Acid Dissociation in Water

Acid dissociation in water is a reaction in which an acid releases hydrogen ions, \(H^+\), into the solution, increasing its acidity. The measure of an acid's ability to donate a hydrogen ion is called its dissociation constant, \(K_a\).

Complete vs. Partial Dissociation

When strong acids like hydrochloric acid (HCl) dissolve in water, they dissociate completely into their constituent ions. This means that every molecule of HCl splits into a hydrogen ion \(H^+\) (often referred to as a proton) and a chloride ion \(Cl^-\).

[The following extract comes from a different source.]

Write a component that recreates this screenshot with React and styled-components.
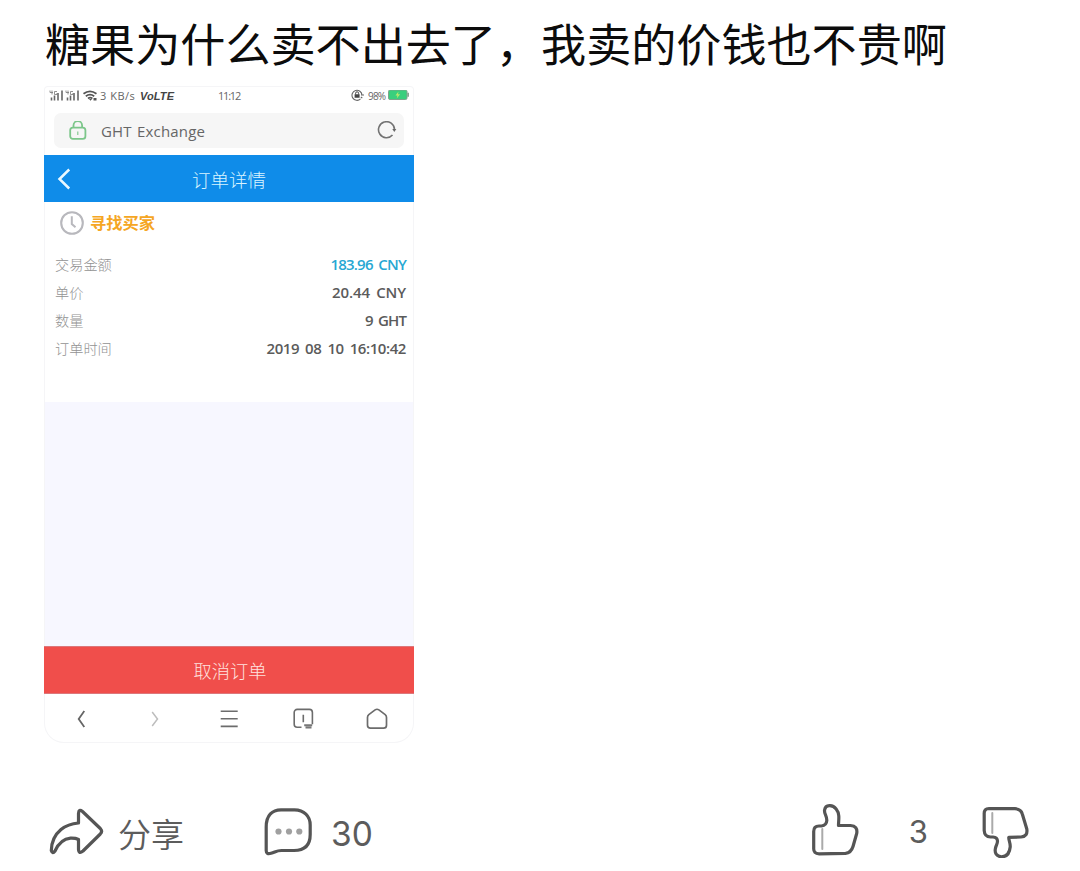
import React from "react";
import styled, { createGlobalStyle } from "styled-components";

const details = [
    { label: "交易金额", value: "183.96 CNY", color: "#27a7d3" },
    { label: "单价", value: "20.44 CNY", spacing: "-0.1px" },
    { label: "数量", value: "9 GHT", spacing: "-0.9px" },
    { label: "订单时间", value: "2019 08 10 16:10:42", spacing: "-0.42px" },
];

const StatusBar = () => (
    <StatusWrapper>
        <svg width="48" height="14" viewBox="49 89.5 48 14" fill="none">
            {[0, 16].map((x) => (
                <g key={x} transform={`translate(${x} 0)`}>
                    <path
                        d="M51.5 98v3M54.5 96v5M58 93.5v7.5M62 91v10"
                        stroke="#666"
                        strokeWidth="1.6"
                    />
                    <path
                        d="M50 91v2h3M52 91v4M57 92h-2.5v3H57v-1.5"
                        stroke="#777"
                        strokeWidth="0.8"
                    />
                </g>
            ))}
            <path
                d="M83.5 94.2q6.5-4.8 13 0M85.8 96.7q4.2-3 8.4 0M88 99q2.2-1.6 4.4 0"
                stroke="#555"
                strokeWidth="1.8"
            />
            <path d="M89 99.5h3l-1.5 1.8zM93.5 98.5h3v2.5h-3z" fill="#555" />
        </svg>
        <Speed>3 KB/s</Speed>
        <Volte>VoLTE</Volte>
        <Clock>11:12</Clock>
        <svg width="13" height="13" viewBox="0 0.5 13 13" fill="none">
            <path
                d="M9.5 10.4A5 5 0 1 1 11 6.5M10 6.5h3M9.8 8.5l1.5 1"
                stroke="#666"
                strokeWidth="1.1"
            />
            <path d="M4.6 6V4.8a1.5 1.5 0 0 1 3 0V6" stroke="#444" />
            <path d="M3.6 5.8h5v3.5h-5z" fill="#444" />
        </svg>
        <Percent>98%</Percent>
        <svg width="21" height="11" viewBox="0 0.5 21 11">
            <rect x="0.5" y="0.5" width="18.5" height="9.5" rx="1.5" fill="#39cf7d" stroke="#7fa28c" />
            <path d="M19.5 3.2h1.3v4h-1.3z" fill="#6a8d77" />
            <path d="M10.5 2L7.5 6h2l-.8 3 3.4-4.3H10z" fill="#b9e96b" />
        </svg>
    </StatusWrapper>
);

const AddressBar = () => (
    <AddressWrapper>
        <svg width="18" height="20" viewBox="0 1 18 20" fill="none" stroke="#7cc68a" strokeWidth="1.8">
            <rect x="1.2" y="7.6" width="15.2" height="11.2" rx="2.6" />
            <path d="M4.5 7.5V5.4a4.3 4.3 0 0 1 8.6 0v2.1" />
            <path d="M8.8 11.5v3.5" strokeWidth="1.1" />
        </svg>
        <Address>GHT Exchange</Address>
        <svg width="20" height="19" viewBox="0 0.5 20 19" fill="none">
            <path d="M15.5 14.5A8 8 0 1 1 17.5 9" stroke="#737373" strokeWidth="1.6" />
            <path d="M15.3 8.6h4l-2 2.8z" fill="#666" />
        </svg>
    </AddressWrapper>
);

const BrowserNav = () => (
    <NavWrapper>
        <svg width="24" height="24" viewBox="0 0 24 24" stroke="#666" strokeWidth="1.8">
            <path d="M15.3 4L9.7 12l5.6 8" />
        </svg>
        <svg width="24" height="24" viewBox="0 0 24 24" stroke="#bdbdbd" strokeWidth="1.5">
            <path d="M9.2 5l5.3 7-5.3 7" />
        </svg>
        <svg width="24" height="24" viewBox="0 0 24 24" stroke="#6c6c6c" strokeWidth="1.6">
            <path d="M3.7 4.2h17M3.7 11.8h17M3.7 19.4h17" />
        </svg>
        <svg width="24" height="24" viewBox="0 0 24 24" stroke="#6c6c6c" strokeWidth="1.6">
            <path d="M10.5 20.3H6.2a3 3 0 0 1-3-3V5.4a3 3 0 0 1 3-3h12.2a3 3 0 0 1 3 3v11.8" />
            <path d="M12.3 7.8v7.5" />
            <path d="M13.2 18.2h8M14.5 20.5h6" strokeWidth="1.9" stroke="#777" />
        </svg>
        <svg width="24" height="24" viewBox="0 0 24 24" stroke="#6c6c6c" strokeWidth="1.7">
            <path d="M2.5 10.4q0-1.8 1.3-2.8l6.3-4.7q1.9-1.3 3.8 0l6.3 4.7Q21.5 8.6 21.5 10.4v7.8q0 3-3 3H5.5q-3 0-3-3z" />
        </svg>
    </NavWrapper>
);

const App = () => {
    return (
        <>
            <GlobalStyle />
            <Post>
                <Title>糖果为什么卖不出去了，我卖的价钱也不贵啊</Title>
                <Phone>
                    <StatusBar />
                    <AddressBar />
                    <PageHeader>
                        <svg width="14" height="22" viewBox="0 0 14 22" fill="none">
                            <path d="M12.2 1.5L2.5 11l9.7 9.5" stroke="#e9f8ff" strokeWidth="2.5" />
                        </svg>
                        <PageTitle>订单详情</PageTitle>
                    </PageHeader>
                    <Order>
                        <OrderState>
                            <svg width="24" height="24" viewBox="0 0 24 24" fill="none" stroke="#b8b8bd">
                                <circle cx="12" cy="12" r="10.8" strokeWidth="2.1" />
                                <path d="M11.8 5.2V13l3.7 3.2" strokeWidth="2" />
                            </svg>
                            <StateText>寻找买家</StateText>
                        </OrderState>
                        {details.map((item) => (
                            <Row key={item.label}>
                                <Label>{item.label}</Label>
                                <Value $color={item.color} $spacing={item.spacing}>
                                    {item.value}
                                </Value>
                            </Row>
                        ))}
                    </Order>
                    <Blank />
                    <CancelButton>取消订单</CancelButton>
                    <BrowserNav />
                </Phone>
                <Actions>
                    <Action $gap="14px">
                        <Icon width="56" height="50" viewBox="48.5 806 56 50">
                            <path d="M79 823V813.5Q79.2 808.5 83 811.5L100.8 828.5Q103.4 831.3 100.8 834L83.5 851Q79.3 854.5 79 849.5V839.5Q76 838 71 838.2C62.5 839 58.5 844.500 55.5 851Q53 854.5 51.8 850.5C52 842 55.5 834.500 61.5 829.5C67 825 72.5 823.500 79 823Z" />
                        </Icon>
                        <ActionText>分享</ActionText>
                    </Action>
                    <Action $gap="18px" $left="79px">
                        <Icon width="50" height="50" viewBox="263 806 50 50">
                            <path d="M266.200 827C266.200 815 272.500 810 281 809.800H294.500C304 810 310.200 816 310.200 825V834.500C310.200 845.500 304 850.500 294 850.500H281.500C276.500 850.500 275.500 852 271 853.300Q266.200 854.800 266.200 850.500Z" />
                            <g fill="#a0a0a0" stroke="none">
                                <circle cx="278.5" cy="831.5" r="3.1" />
                                <circle cx="289" cy="831.5" r="3.1" />
                                <circle cx="299.3" cy="831.5" r="3.1" />
                            </g>
                        </Icon>
                        <Count $size="33.5px">30</Count>
                    </Action>
                    <Votes>
                        <Icon width="50" height="54" viewBox="809 804 50 54">
                            <path d="M818 826H820.5Q825.5 825.5 825.8 820.5C826 816 823.3 814.5 823.5 810.5C824 806.8 826.5 805.5 829 805.7C834 806 837.5 811 837.8 816C838 819.5 837.5 822 837.5 825.5H849.5Q857 826 855.7 833.5L852 846.500Q850 853 844.500 853.300L818 853.800Q812.5 853.800 812.7 848.5V831.5Q812.7 826 818 826Z" />
                            <path d="M821.3 829v20" stroke="#aaa" strokeWidth="2" />
                        </Icon>
                        <Count $size="31px">3</Count>
                        <Icon width="50" height="54" viewBox="981 804.500 50 54">
                            <path d="M989 809L1015 809.2Q1021 809.5 1022.3 814.5L1026.8 829.5Q1028 837 1021 837.5L1008.8 837.8C1008.5 841 1010.5 843 1010.2 847.5C1009.5 854 1006 857.3 1001.5 857.3C996.5 857 994.3 853.5 995.5 848.5C996.3 845.5 997.5 844.5 997.5 841.5Q997.3 837.8 993 837.5H990.5Q984.5 837.3 984.2 831V814.5Q984 809 989 809Z" />
                            <path d="M992.3 813.5v20" stroke="#aaa" strokeWidth="2" />
                        </Icon>
                    </Votes>
                </Actions>
            </Post>
        </>
    );
};

export default App;

const GlobalStyle = createGlobalStyle`
    * {
        box-sizing: border-box;
    }
    body {
        margin: 0;
        background-color: #fff;
        font-family: "Open Sans", "Noto Sans CJK SC", sans-serif;
    }
    svg {
        display: block;
        flex-shrink: 0;
    }
`;
const Post = styled.div`
    width: 1080px;
    height: 871px;
    padding: 13px 0 0 44px;
    overflow: hidden;
`;
const Title = styled.div`
    height: 73px;
    padding-left: 1px;
    font-family: "Noto Sans CJK SC", sans-serif;
    font-size: 45.1px;
    line-height: 59px;
    color: #0c0c0c;
    white-space: nowrap;
`;
const Phone = styled.div`
    width: 370px;
    height: 657px;
    display: flex;
    flex-direction: column;
    border-radius: 4px 4px 20px 20px;
    box-shadow: inset 0 0 0 1px #f5f5f7;
    overflow: hidden;
`;
const StatusWrapper = styled.div`
    height: 19px;
    display: flex;
    align-items: center;
    padding-left: 5px;
    font-size: 11px;
    color: #666;
    white-space: nowrap;
`;
const Speed = styled.div`
    width: 38px;
    margin-left: 3px;
    letter-spacing: 0.5px;
`;
const Volte = styled.div`
    width: 40px;
    margin-left: 2px;
    font-family: "Liberation Sans", sans-serif;
    font-weight: 700;
    font-style: italic;
    letter-spacing: 0.1px;
    color: #444;
`;
const Clock = styled.div`
    width: 26px;
    margin: 0 107px 0 38px;
    font-size: 11px;
    letter-spacing: -1.2px;
`;
const Percent = styled.div`
    width: 20px;
    margin: 0 0 0 4px;
    font-size: 10px;
    letter-spacing: -0.8px;
`;
const AddressWrapper = styled.div`
    height: 35px;
    display: flex;
    align-items: center;
    margin: 8px 10px 7px;
    padding: 0 7px 0 15px;
    border-radius: 7px;
    background-color: #f6f6f6;
`;
const Address = styled.div`
    flex: 1;
    margin-left: 14px;
    font-size: 15px;
    letter-spacing: 0.2px;
    word-spacing: 1px;
    color: #666;
`;
const PageHeader = styled.div`
    height: 47px;
    display: flex;
    align-items: center;
    padding: 0 14px 0 13px;
    background-color: #0f8ce9;
`;
const PageTitle = styled.div`
    flex: 1;
    padding-right: 13px;
    text-align: center;
    font-size: 18.5px;
    font-weight: 300;
    color: #d9f4ff;
`;
const Order = styled.div`
    height: 200px;
    padding: 9px 8px 0 11px;
`;
const OrderState = styled.div`
    height: 39px;
    display: flex;
    align-items: flex-start;
    gap: 6px;
    padding-left: 5px;
`;
const StateText = styled.div`
    font-size: 16.3px;
    font-weight: 700;
    line-height: 24px;
    color: #f5a623;
`;
const Row = styled.div`
    height: 28px;
    display: flex;
    align-items: center;
    justify-content: space-between;
`;
const Label = styled.div`
    font-size: 14.2px;
    font-weight: 300;
    color: #929292;
`;
const Value = styled.div`
    font-size: 15px;
    font-weight: 600;
    letter-spacing: ${(props) => props.$spacing || "-0.8px"};
    word-spacing: 2.5px;
    color: ${(props) => props.$color || "#5b5b5b"};
`;
const Blank = styled.div`
    height: 244px;
    margin: 0 1px;
    background-color: #f7f7ff;
`;
const CancelButton = styled.div`
    height: 48px;
    padding-left: 2px;
    border: solid #dc777b;
    border-width: 1px 0;
    text-align: center;
    font-size: 18.3px;
    font-weight: 300;
    line-height: 47px;
    color: #ffe1df;
    background-color: #f04e4b;
`;
const NavWrapper = styled.div`
    flex: 1;
    display: flex;
    align-items: center;
    justify-content: space-between;
    padding: 1px 25px 0;
    fill: none;
`;
const Actions = styled.div`
    display: flex;
    align-items: center;
    height: 56px;
    margin-top: 60px;
    padding: 0 49px 0 4px;
    color: #5c5c5c;
`;
const Action = styled.div`
    display: flex;
    align-items: center;
    gap: ${(props) => props.$gap};
    margin-left: ${(props) => props.$left || 0};
`;
const ActionText = styled.div`
    padding-top: 3px;
    font-family: "Noto Sans CJK SC", sans-serif;
    font-size: 33px;
    font-weight: 350;
    line-height: 48px;
`;
const Votes = styled.div`
    flex: 1;
    display: flex;
    align-items: center;
    justify-content: flex-end;
`;
const Count = styled.div`
    padding-top: 5px;
    font-family: Inter, "Liberation Sans", sans-serif;
    font-size: ${(props) => props.$size};
    font-weight: 400;
    line-height: 48px;

    ${Votes} & {
        padding-top: 2px;
        margin: 0 53px 0 49px;
    }
`;
const Icon = styled.svg`
    fill: none;
    stroke: #555;
    stroke-width: 3.2;
    stroke-linejoin: round;
    stroke-linecap: round;
`;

• HCl → \(H^+\) + \(Cl^-\)

On the other hand, weak acids like acetic acid (HC₂H₃O₂) dissociate partially. In water, some acetic acid molecules donate their hydrogen ions, while others remain intact.

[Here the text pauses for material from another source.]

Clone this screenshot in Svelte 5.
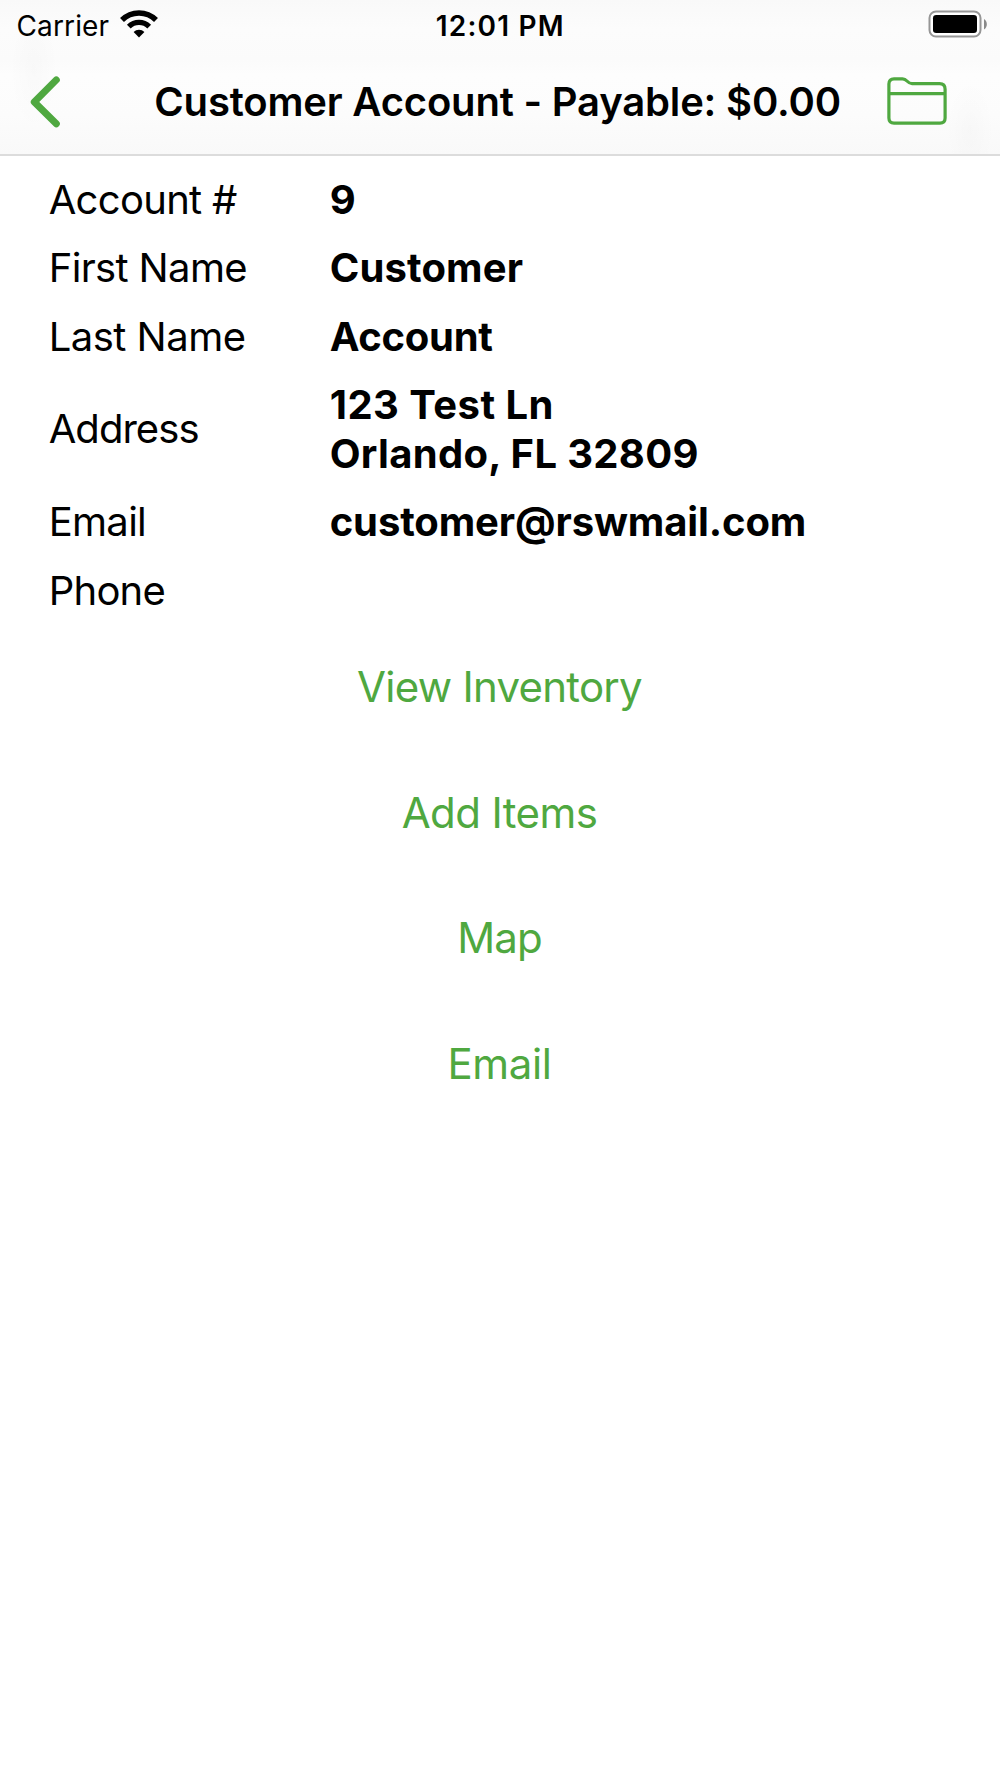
<script>
  // Each text carries its own tracking, in pixels.
  const fields = [
    { label: 'Account #', labelTracking: -0.7, lines: [{ text: '9', tracking: 0 }] },
    { label: 'First Name', labelTracking: -0.65, lines: [{ text: 'Customer', tracking: 0.14 }] },
    { label: 'Last Name', labelTracking: -0.52, lines: [{ text: 'Account', tracking: -0.3 }] },
    {
      label: 'Address',
      labelTracking: -0.95,
      lines: [
        { text: '123 Test Ln', tracking: 0.45 },
        { text: 'Orlando, FL 32809', tracking: 0.32 }
      ]
    },
    { label: 'Email', labelTracking: -0.7, lines: [{ text: 'customer@rswmail.com', tracking: -0.12 }] },
    { label: 'Phone', labelTracking: -0.75, lines: [] }
  ];

  const actions = [
    { text: 'View Inventory', tracking: -0.74 },
    { text: 'Add Items', tracking: -0.59 },
    { text: 'Map', tracking: -0.9 },
    { text: 'Email', tracking: -0.4 }
  ];
</script>

<div class="screen">
  <header>
    <div class="status">
      <div class="carrier">
        <span>Carrier</span>
        <svg class="wifi" viewBox="0 0 38 28" aria-hidden="true">
          <g fill="none" stroke="#000">
            <path d="M2 10A24 24 0 0 1 36 10" stroke-width="5.5" />
            <path d="M8.8 16.6A14.6 14.6 0 0 1 29.2 16.6" stroke-width="5.3" />
          </g>
          <path d="M19 27.5L13.6 22A7.8 7.8 0 0 1 24.4 22Z" />
        </svg>
      </div>
      <div class="clock">12:01 PM</div>
      <div class="power">
        <svg class="battery" viewBox="0 0 60 28" aria-hidden="true">
          <rect x="1.5" y="1.5" width="51" height="25" rx="6.5" fill="#fff" stroke="#969696" stroke-width="2" />
          <rect x="5" y="5" width="44" height="18" rx="3.2" />
          <path d="M56 9C59.8 11 59.8 17.4 56 19.4Z" fill="#8a8a8a" />
        </svg>
      </div>
    </div>

    <nav>
      <button class="icon-button" aria-label="Back">
        <svg class="back" viewBox="0 0 32 52" aria-hidden="true">
          <path d="M27.3 3.9L5.3 26L27.3 47.8" />
        </svg>
      </button>
      <h1>Customer Account - Payable: $0.00</h1>
      <button class="icon-button" aria-label="Folder">
        <svg class="folder" viewBox="0 0 60 48" aria-hidden="true">
          <path d="M1.9 41V7Q1.9 1.9 7 1.9H15.5C20.5 1.9 20 6.6 25 6.6H52.5Q58.1 6.6 58.1 12.2V41Q58.1 46.1 53 46.1H7Q1.9 46.1 1.9 41ZM1.9 16.6H58.1" />
        </svg>
      </button>
    </nav>
  </header>

  <main>
    <dl>
      {#each fields as field}
        <div class="row">
          <dt style:letter-spacing="{field.labelTracking}px">{field.label}</dt>
          <dd>
            {#each field.lines as line}
              <span style:letter-spacing="{line.tracking}px">{line.text}</span>
            {/each}
          </dd>
        </div>
      {/each}
    </dl>

    <div class="actions">
      {#each actions as action}
        <button class="action" style:letter-spacing="{action.tracking}px">{action.text}</button>
      {/each}
    </div>
  </main>
</div>

<style>
  :global(body) {
    margin: 0;
    background: #fff;
  }

  .screen {
    width: 1000px;
    min-height: 1778px;
    box-sizing: border-box;
    background: #fff;
    color: #000;
    font-family: Inter, 'Liberation Sans', sans-serif;
  }

  header {
    height: 156px;
    box-sizing: border-box;
    border-bottom: 2px solid #dcdcdc;
    background:
      radial-gradient(ellipse 24px 60px at 34px 70px, rgb(0 0 0 / 1.5%), transparent),
      radial-gradient(ellipse 24px 50px at 970px 130px, rgb(0 0 0 / 1.5%), transparent),
      linear-gradient(#f9f9f9 0, #fcfcfc 30px, #fbfbfb 60px, #fdfdfd 75px, #fcfcfc 115px, #f9f9f9 154px);
  }

  .status {
    display: grid;
    grid-template-columns: 1fr auto 1fr;
    align-items: center;
    height: 51px;
    padding: 0 12px 0 16.5px;
    font-size: 28px;
    line-height: 34px;
  }

  .carrier {
    display: flex;
    align-items: flex-start;
    gap: 10.4px;
    letter-spacing: 0.13px;
    width: 150px;
  }

  .wifi {
    width: 38px;
    height: 28px;
    margin-top: 1.5px;
  }

  .clock {
    padding-right: 4px;
    font-weight: 600;
    letter-spacing: 1.2px;
  }

  .power {
    display: flex;
    justify-content: flex-end;
  }

  .battery {
    width: 60px;
    height: 28px;
    margin-bottom: 3px;
  }

  nav {
    display: flex;
    align-items: center;
    height: 103px;
    box-sizing: border-box;
    padding: 0 53px 2px 29.2px;
  }

  h1 {
    flex: 1;
    margin: 0;
    padding-left: 47px;
    font-size: 40px;
    font-weight: 600;
    line-height: 48px;
    letter-spacing: -0.18px;
    text-align: center;
    white-space: nowrap;
  }

  button {
    padding: 0;
    border: 0;
    background: none;
    color: #4fa840;
    font-family: inherit;
  }

  .icon-button {
    display: flex;
  }

  .icon-button svg {
    fill: none;
    stroke: currentColor;
    stroke-linejoin: round;
    stroke-linecap: round;
  }

  .back {
    width: 32px;
    height: 52px;
    stroke-width: 7;
  }

  .folder {
    width: 60px;
    height: 48px;
    margin-bottom: 1px;
    stroke-width: 3.2;
  }

  dl {
    margin: 0;
    padding: 9.5px 50px 0 48.7px;
    font-size: 40px;
    line-height: 48.5px;
  }

  .row {
    display: grid;
    grid-template-columns: 281px 1fr;
    align-items: center;
    padding: 10px 0;
  }

  dd {
    display: flex;
    flex-direction: column;
    margin: 0;
    font-weight: 700;
  }

  .actions {
    display: flex;
    flex-direction: column;
    align-items: center;
    gap: 75.5px;
    padding: 37.3px 1px 0 0;
  }

  .action {
    font-size: 42px;
    line-height: 50px;
  }
</style>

• HC₂H₃O₂ \(\rightleftharpoons\) \(H^+\) + CH₃COO⁻

This incomplete dissociation is represented with an equilibrium arrow, indicating a reversible reaction. As a result, a solution of acetic acid will have fewer free hydrogen ions compared to an equal concentration of hydrochloric acid, making it less acidic.

Comparison of Acid Strength

Acid strength is a key concept in chemistry that reflects the extent of acid dissociation in water. Strong acids, like HCl, are known for their almost complete dissociation, which leads to a higher concentration of \(H^+\) ions. In contrast, weak acids, such as acetic acid (HC₂H₃O₂), only partially dissociate, resulting in fewer \(H^+\) ions.

From a practical point of view, when comparing the strength of acids, we look at their dissociation constants and the pH of their solutions:

• A strong acid like HCl has a large dissociation constant and results in a low pH when dissolved in water, indicating high acidity.
• A weak acid like HC₂H₃O₂ has a smaller dissociation constant and a higher pH, denoting lower acidity.

Understanding the differences in acid strength is vital, as it influences reaction rates, equilibrium positions, and buffering capacities in various chemical processes. A typical 3.0 M solution of HCl, due to its complete dissociation, will be more acidic and possess a lower pH than a 3.0 M solution of HC₂H₃O₂, which has more undissociated molecules.